→ **To be done**
Begin with the first line and repeat exactly through the line containing "import React from 'react';"; leave every image out.

══ Collected material

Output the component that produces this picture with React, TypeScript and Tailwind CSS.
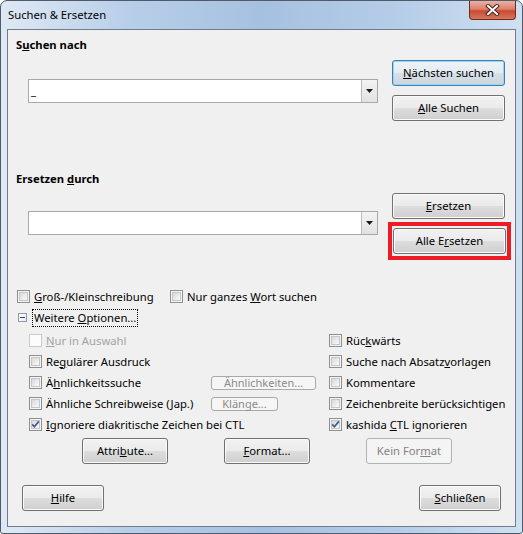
import React from 'react';

const btnBase =
  'flex items-center justify-center rounded-[3px] border border-[#707070] bg-[linear-gradient(to_bottom,#f2f2f2_0%,#ebebeb_48%,#dddddd_52%,#cfcfcf_100%)] shadow-[inset_0_0_0_1px_#fbfbfb]';
const btnDefault =
  'flex items-center justify-center rounded-[3px] border border-[#3c7fb1] bg-[linear-gradient(to_bottom,#eef4f8_0%,#e4ecf2_48%,#d7e0e7_52%,#cbd5dd_100%)] shadow-[inset_0_0_0_1px_#9ad6f4]';
const btnDisabled =
  'flex items-center justify-center rounded-[3px] border border-[#adb2b5] bg-[#f4f4f4] text-[#838383]';

const Check = ({ checked = false, disabled = false }: { checked?: boolean; disabled?: boolean }) => (
  <span
    className={`relative flex h-[13px] w-[13px] shrink-0 items-center justify-center border ${
      disabled ? 'border-[#cacaca] bg-[#fcfcfc]' : 'border-[#8e8f8f] bg-[#f4f4f4]'
    }`}
  >
    {!disabled && (
      <span className="h-[9px] w-[9px] border border-[#c6c6c6] bg-[linear-gradient(135deg,#d8d8d8_0%,#ebebeb_55%,#fafafa_100%)]" />
    )}
    {checked && (
      <svg className="absolute left-0 top-0" width="11" height="11" viewBox="0 0 11 11">
        <path d="M2.2 5.4 L4.4 7.8 L8.8 2.4" fill="none" stroke="#3d5b94" strokeWidth="1.7" />
      </svg>
    )}
  </span>
);

const Combo = ({ className = '', caret = false }: { className?: string; caret?: boolean }) => (
  <div className={`flex h-[24px] w-[350px] border border-[#a4a8b0] bg-white ${className}`}>
    <div className="flex flex-1 items-center pl-[2px]">{caret ? '_' : ''}</div>
    <div className="flex w-[16px] items-center justify-center border-l border-[#b8bcc2] bg-[linear-gradient(to_bottom,#f3f3f3,#e2e2e2)]">
      <svg width="7" height="4" viewBox="0 0 7 4">
        <path d="M0 0 H7 L3.5 4 Z" fill="#1a1a1a" />
      </svg>
    </div>
  </div>
);

const Row = ({ children, className = '' }: { children: React.ReactNode; className?: string }) => (
  <div className={`flex h-[21px] items-center whitespace-nowrap ${className}`}>{children}</div>
);

export default function App() {
  return (
    <div className="h-[534px] w-[523px] bg-white font-['Segoe_UI','Noto_Sans',sans-serif] text-[11.25px] leading-[16px] text-black">
      <div className="flex h-full flex-col rounded-t-[7px] rounded-b-[3px] border border-[#4f5b6a] bg-[linear-gradient(to_right,#dfe9f5_0%,#b7cee8_25%,#a6c1df_50%,#b4cce7_75%,#cfe0f1_100%)]">
        {/* title bar */}
        <div className="flex h-[28px] items-start">
          <div className="pl-[7px] pt-[6px]">Suchen &amp; Ersetzen</div>
          <div className="ml-auto mr-[6px] flex h-[19px] w-[47px] items-center justify-center rounded-b-[4px] border border-t-0 border-[#6b2b20] bg-[linear-gradient(to_bottom,#eab1a4_0%,#dc806c_45%,#c84a32_55%,#d7785b_100%)]">
            <svg width="15" height="12" viewBox="0 0 15 12">
              <path d="M3 2 L12 10 M12 2 L3 10" stroke="#4a2420" strokeWidth="4" strokeLinecap="square" />
              <path d="M3 2 L12 10 M12 2 L3 10" stroke="#ffffff" strokeWidth="2" strokeLinecap="square" />
            </svg>
          </div>
        </div>

        {/* client area */}
        <div className="mx-[6px] mb-[6px] flex-1 border border-[#707c89] bg-[#f0f0f0]">
          {/* search */}
          <div className="flex">
            <div className="w-[384px]">
              <div className="mt-[7px] pl-[8px] font-bold">
                S<u>u</u>chen nach
              </div>
              <Combo className="ml-[20px] mt-[26px]" caret />
            </div>
            <div className="flex flex-col gap-[9px] pt-[30px]">
              <div className={`${btnDefault} h-[26px] w-[113px]`}>
                <span>
                  <u>N</u>ächsten suchen
                </span>
              </div>
              <div className={`${btnBase} h-[26px] w-[113px]`}>
                <span>
                  <u>A</u>lle Suchen
                </span>
              </div>
            </div>
          </div>

          {/* replace */}
          <div className="flex">
            <div className="w-[380px]">
              <div className="mt-[50px] pl-[8px] font-bold">
                Ersetzen <u>d</u>urch
              </div>
              <Combo className="ml-[20px] mt-[24px]" />
            </div>
            <div className="flex flex-col pt-[72px]">
              <div className={`${btnBase} ml-[4px] h-[26px] w-[113px]`}>
                <span>
                  <u>E</u>rsetzen
                </span>
              </div>
              <div className="mt-[3px] w-[123px] border-[4px] border-[#ed1c24] px-[1px] py-[2px]">
                <div className={`${btnBase} h-[26px] w-[113px]`}>
                  <span>
                    Alle E<u>r</u>setzen
                  </span>
                </div>
              </div>
            </div>
          </div>

          {/* options */}
          <Row className="mt-[26px] pl-[9px]">
            <div className="flex w-[153px] items-center gap-[4px]">
              <Check />
              <span>
                <u>G</u>roß-/Kleinschreibung
              </span>
            </div>
            <div className="flex items-center gap-[4px]">
              <Check />
              <span>
                Nur ganzes <u>W</u>ort suchen
              </span>
            </div>
          </Row>
          <Row className="pl-[10px]">
            <span className="flex h-[9px] w-[9px] items-center justify-center border border-[#8d99a8] bg-[linear-gradient(135deg,#ffffff,#e4e8ee)]">
              <span className="h-px w-[5px] bg-[#2f4a78]" />
            </span>
            <span className="ml-[5px] border border-dotted border-black px-[1px]">
              Weitere <u>O</u>ptionen...
            </span>
          </Row>

          <div className="mt-[2px] flex">
            <div className="w-[321px] pl-[21px]">
              <Row>
                <Check disabled />
                <span className="ml-[4px] text-[#a3a3a3]">
                  <u>N</u>ur in Auswahl
                </span>
              </Row>
              <Row>
                <Check />
                <span className="ml-[4px]">
                  Re<u>g</u>ulärer Ausdruck
                </span>
              </Row>
              <Row>
                <Check />
                <span className="ml-[4px] w-[165px]">
                  Ä<u>h</u>nlichkeitssuche
                </span>
                <div className="flex h-[14px] w-[105px] items-center justify-center rounded-[3px] border border-[#a9a9a9] bg-[#f6f6f6] text-[11px] leading-[12px] text-[#8a8a8a]">
                  Ähnlichkeiten...
                </div>
              </Row>
              <Row>
                <Check />
                <span className="ml-[4px] w-[165px]">
                  Ähnliche Schreibweise (<u>J</u>ap.)
                </span>
                <div className="flex h-[14px] w-[67px] items-center justify-center rounded-[3px] border border-[#a9a9a9] bg-[#f6f6f6] text-[11px] leading-[12px] text-[#8a8a8a]">
                  Klänge...
                </div>
              </Row>
              <Row>
                <Check checked />
                <span className="ml-[4px]">
                  <u>I</u>gnoriere diakritische Zeichen bei CTL
                </span>
              </Row>
            </div>
            <div>
              <Row>
                <Check />
                <span className="ml-[4px]">
                  Rüc<u>k</u>wärts
                </span>
              </Row>
              <Row>
                <Check />
                <span className="ml-[4px]">
                  Suche nach Absatz<u>v</u>orlagen
                </span>
              </Row>
              <Row>
                <Check />
                <span className="ml-[4px]">Kommentare</span>
              </Row>
              <Row>
                <Check />
                <span className="ml-[4px]">Zeichenbreite berücksichtigen</span>
              </Row>
              <Row>
                <Check checked />
                <span className="ml-[4px]">
                  kashida <u>C</u>TL ignorieren
                </span>
              </Row>
            </div>
          </div>

          {/* attribute buttons */}
          <div className="mt-[3px] flex gap-[56px] pl-[74px]">
            <div className={`${btnBase} h-[26px] w-[86px]`}>
              <span>
                Attri<u>b</u>ute...
              </span>
            </div>
            <div className={`${btnBase} h-[26px] w-[86px]`}>
              <span>
                <u>F</u>ormat...
              </span>
            </div>
            <div className={`${btnDisabled} h-[26px] w-[86px]`}>
              <span>
                Kein For<u>m</u>at
              </span>
            </div>
          </div>

          {/* footer */}
          <div className="mt-[21px] flex justify-between px-[14px]">
            <div className={`${btnBase} h-[26px] w-[82px]`}>
              <span>
                <u>H</u>ilfe
              </span>
            </div>
            <div className={`${btnBase} h-[26px] w-[82px]`}>
              <span>
                <u>S</u>chließen
              </span>
            </div>
          </div>
        </div>
      </div>
    </div>
  );
}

════

→ **Response to this task**
Output the component that produces this picture with React, TypeScript and Tailwind CSS.
import React from 'react';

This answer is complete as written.